Will Rogers defined the first law of holes as follows: "When you find yourself in a hole; stop digging." A recent discipline decision of the Real Estate Council of British Columbia1 suggests the licensee involved should have taken Mr. Rogers' advice.

The licensee acted as the designated agent of the seller in the sale of a parcel of land that could be subdivided into two lots. The contracts of purchase and sale ("Contracts") prepared by the licensee concerning the property contained a condition precedent with respect to municipal approval of the subdivision. Unfortunately, the Contracts did not indicate for whose benefit the condition precedent was included or the date by which it should be removed. Mistake number one.

A couple of months after the execution of the Contracts, the licensee was approached by the buyer who indicated he wished to assign his interest in the Contracts to a third party. The licensee agreed to act as the buyer's designated agent in the assignment transaction and represented the buyer in the creation and execution of assignment agreements ("Assignments") with the third party in respect of the proposed subdivided lots. Mistake number two. As the licensee was the agent for the seller, he owed fiduciary obligations to the seller until the completion of the Contracts transaction. By agreeing to act for the buyer in the Assignments transaction he created a conflict of interest between his duties to his seller/client with respect to the Contracts transaction and his buyer/client with respect to the Assignments transaction.

The licensee did not advise his seller/client of his representation of the buyer/client or his involvement in the Assignments transactions. Mistake number three. That information was material to his seller/client and by failing to disclose that information, he breached his fiduciary duty of disclosure to his seller/client.

After the Assignments had been entered into by the buyer/client and the third party, the licensee's managing broker discovered the conflict and urged the licensee to contact his seller/client and fully disclose the conflict. The licensee did that. His seller/client instructed the licensee to take steps to nullify the Assignments. Rather than following Mr. Rogers' advice, the licensee took steps to nullify the Assignments, which was clearly against the interests of his buyer/client who had entered into the Assignments. Mistake number four.

Not to be outdone, his buyer/client, having discovered that the third-party assignee was trying to flip the Contracts a second time, instructed him to take steps to nullify the Assignments. Shovel in hand the licensee kept digging, preparing new documents and dealing with deposits. Mistake number five.

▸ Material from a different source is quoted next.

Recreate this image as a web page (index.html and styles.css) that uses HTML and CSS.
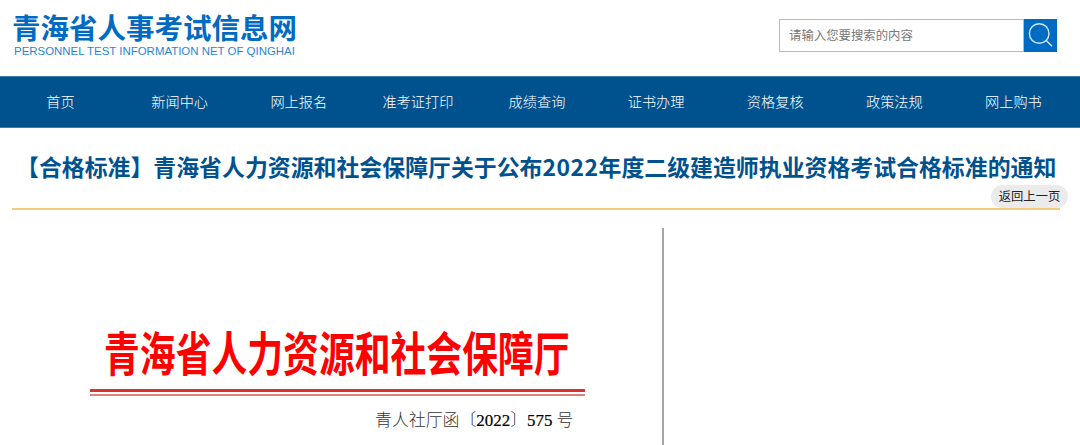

The unfortunate but understandable result was a three-month suspension and $5000 fine for the licensee.

One would hope that most licensees would have avoided the conflict in the first place by simply refusing to act as the agent of the buyer in the Assignment transactions and remaining loyal to their seller/client. 

However sometimes, as in this case, licensees make mistakes and inadvertently step in a hole. Once a licensee discovers they are in a hole, the best course of action is to stop digging. In this case, once the licensee was advised by his managing broker of the conflict, he should have immediately advised both his seller/client and buyer/client of the conflict and that he could no longer act for either party in the Contracts transaction or the Assignments transaction. He should have also advised both the seller/client and buyer/client to immediately seek independent legal advice, and immediately reported the matter to his insurers. Once he became aware of the hole he was in, picking up a shovel and continuing to dig was the wrong course of action and compounded the licensee's problems.

Brian Taylor 
Norton Rose Fulbright LLP

  1. Real Estate Council of British Columbia re: Gill, July 17, 2019.